Etext of Color Images from Mars Rovers

by Bob Webster

These are recombinations of images with different colored filters. All images are courtesy of NASA/JPL and in the public domain in the United States.

Mars Attacks!


I was browsing the NASA web site for photos from the Mars rovers, but most of them are black and white. Then I noticed they have the raw images posted that can be combined into color photos, so I combined a bunch of them into "living color." Here they are:

      Spirit images

      Opportunity images

The color is not perfect on these, but it should be in the neighborhood. There are a lot of variables. The cameras are calibrated differently from time to time, there are different bandwidths available in different images, and the sun is at different angles.

In these photos, 3 to 6 images were taken, one after another, using different bandwidth filters. There may be 5 minutes pass from the first to the last image, so a shadow may move a little bit during that time. An interesting effect of this is an occasional rainbow strip on the edge of shadows.

The image file names include information such as camera type, time taken, location, etc. Here is the full info:

      http://origin.mars5.jpl.nasa.gov/gallery/edr_filename_key.html

The image on this site have the filter and sometimes the Left or Right designator removed. If L or R is missing, then they were taken with the Left camera, which uses visible light filters.

These images were taken with the panoramic camera, because it's the one that uses color filters. The filters used vary from image to image. The available filters are:

 
Left Camera Right Camera
1 = EMPTY (clear) 1 = 436nm (37nm Short-pass)
2 = 753nm (20nm bandpass) 2 = 754nm (20nm bandpass)
3 = 673nm (16nm bandpass) 3 = 803nm (20nm bandpass)
4 = 601nm (17nm bandpass) 4 = 864nm (17nm bandpass)
5 = 535nm (20nm bandpass) 5 = 904nm (26nm bandpass)
6 = 482nm (25nm bandpass) 6 = 934nm (25nm bandpass)
7 = 432nm (32nm Short-pass) 7 = 1009nm (38nm Long-pass)
8 = 440nm (20) Solar ND 5.0 8 = 880nm (20) Solar ND 5.0

Some bandwidths of visible light are:

red 650
orange 590
yellow 570
green 510
blue 475
indigo 445
violet 400



Everything gets kind of fuzzy from this point on. The visible light bandwidths are not even sharply delimited. The bandwidths in the Martian cameras don't necessarily match the color bandwidths on Earthling computers. In a lot of the images some of the bandwidths are missing. For example, this image:

      

only uses filters 4, 5, and 7, which more or less correspond to reddish-orange, yellow-green, and violet. There is a hole or two in the spectrum, notably red and blue, so it ends up looking a little weird. But it's still much better than black and white.

Some of the images from Mars use filters 2, 5, and 7, or some wide range like that. This provides more information for scientific analysis, but it doesn't look normal when combined. That is, if there is a "normal" for pictures from Mars. I skipped most of these.

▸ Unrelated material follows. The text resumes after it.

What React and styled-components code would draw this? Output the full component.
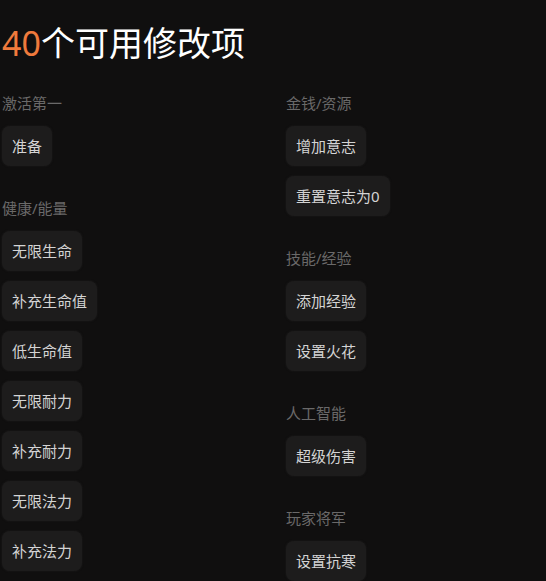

The right pan camera filters are mainly longer wavelength in the ultraviolet range. I only included one of those pictures, mostly because I wondered what it would look like:

      

I used Photo Mud to merge the separate images. In fact, I wrote the Merge Color Separation function in Photo Mud so I could do this. You can download a test version here:

      http://xpda.com/photomudsetup.exe

When Photo Mud version 3.0 is released in a few days, I'll replace this file with a 30-day trial version. If you download the test version before then, you can have a free update to the release version without a 30-day limit. Let me know if you find any "design considerations" or other things that don't work.

Here's where to get the latest raw images from Mars:

      http://origin.mars5.jpl.nasa.gov/gallery/all

Some of the NASA pictures show mainly red on Mars, such as this panorama:


 

But the colors in the corners of this sundial in the base of the photo from looks quite a bit different on earth than on the landscape photo. There is a lack of blue in the Mars photo, or maybe even a translation of blue to red. There's probably a good reason for this, since NASA has better software and spent more time on it.

             

It looks to me like NASA included filter 2, infrared light, in their red color composition. In this image with filter 2, you can see how bright the lower right color tab is:



This one is filter 3, is visible red. The blue tab in the lower right is not nearly as bright:



Here is a composition I did using infrared as red, and shifting the colors toward that end of the spectrum. This is kind of like the sundial in the color landscape.



Here's the image with "normal color" composition:



The second one looks a lot closer to the original photo above. In these two images, the background dirt looks about the same, but these settings make a big difference sometimes.